Transformation of our lives and our communities need not wait until everything is destroyed and rebuilt in some eternal state of sinless bliss. The moral truths of God, when applied, combined with God’s empowering grace still have the power to change the existential nature of human experience at every level, right where we live today. That is the eminent hope Jesus makes plain to those who have eyes to see and ears to hear the good news he shared.

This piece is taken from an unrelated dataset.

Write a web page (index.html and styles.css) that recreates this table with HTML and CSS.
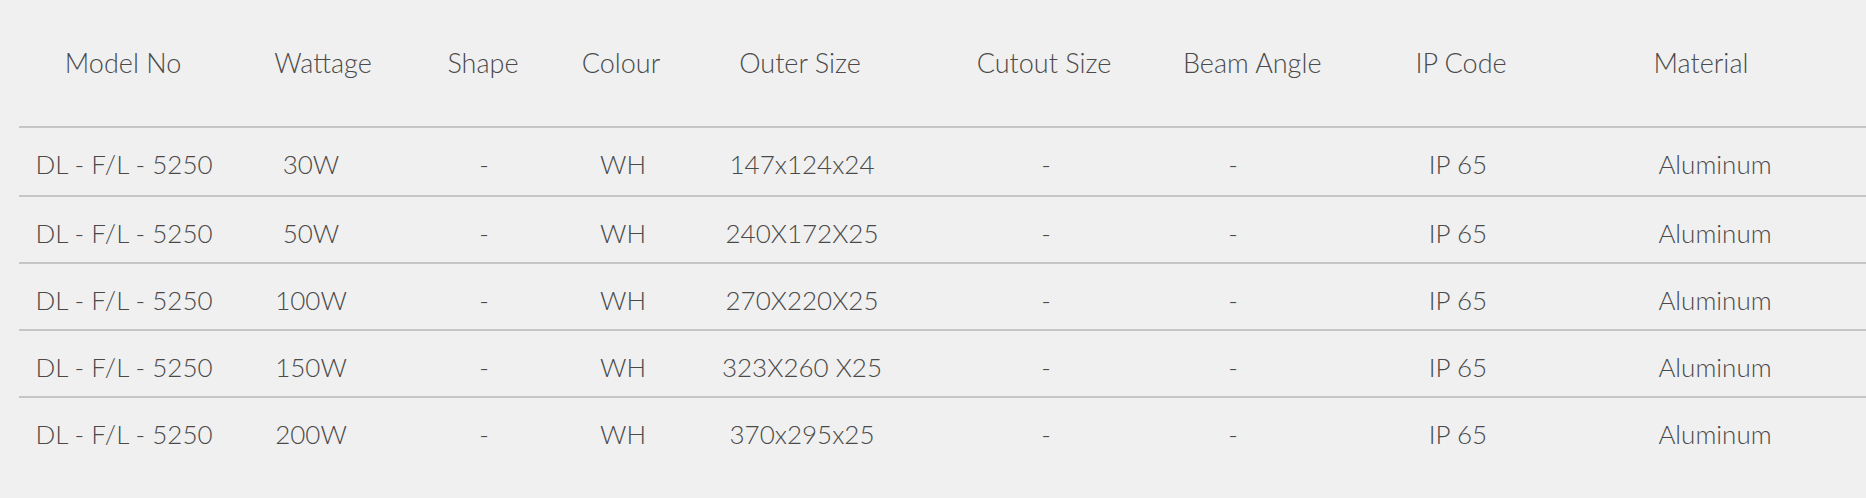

The tax collector, the prostitute, the soldier, the thief, the professor, the lawyer, the politician, the religious leader, the proud, the stubborn, the fearful, the arrogant, the lost, the broken, the poor, the weak, along with the powerful and the wealthy are each presented with the opportunity to choose a different life, a different existence, not after death, but in the very moment they encounter and receive the news of an alternative means on which to base their entire understanding of the purpose and meaning for their lives. The gospel is an omnipotent message of an all-encompassing worldview that demands a life change that starts now and never ends. Such a revolutionary reality is exactly what one would expect to proceed from the heart and mind of an illimitable God.
It’s ironic to consider that those who have so faithfully dedicated their lives to the edicts of scripture and its divine authority have also tended to let their interpretations of the end times overshadow the hope and power of Christ’s redemption, which the Bible expressly illustrates can and will revolutionize life in all its forms, making all things new. Yes, evil is real. Yes, pain and suffering can seem to be growing. Yes, the world is desperately in need of saving. But it is also true, as the apostle Paul became convinced, “that neither death nor life, neither angels nor demons, neither the present nor the future, nor any powers, neither height nor depth, nor anything else in all creation, will be able to separate us from the love of God that is in Christ Jesus our Lord” (Rom. 8:38-39 NIV).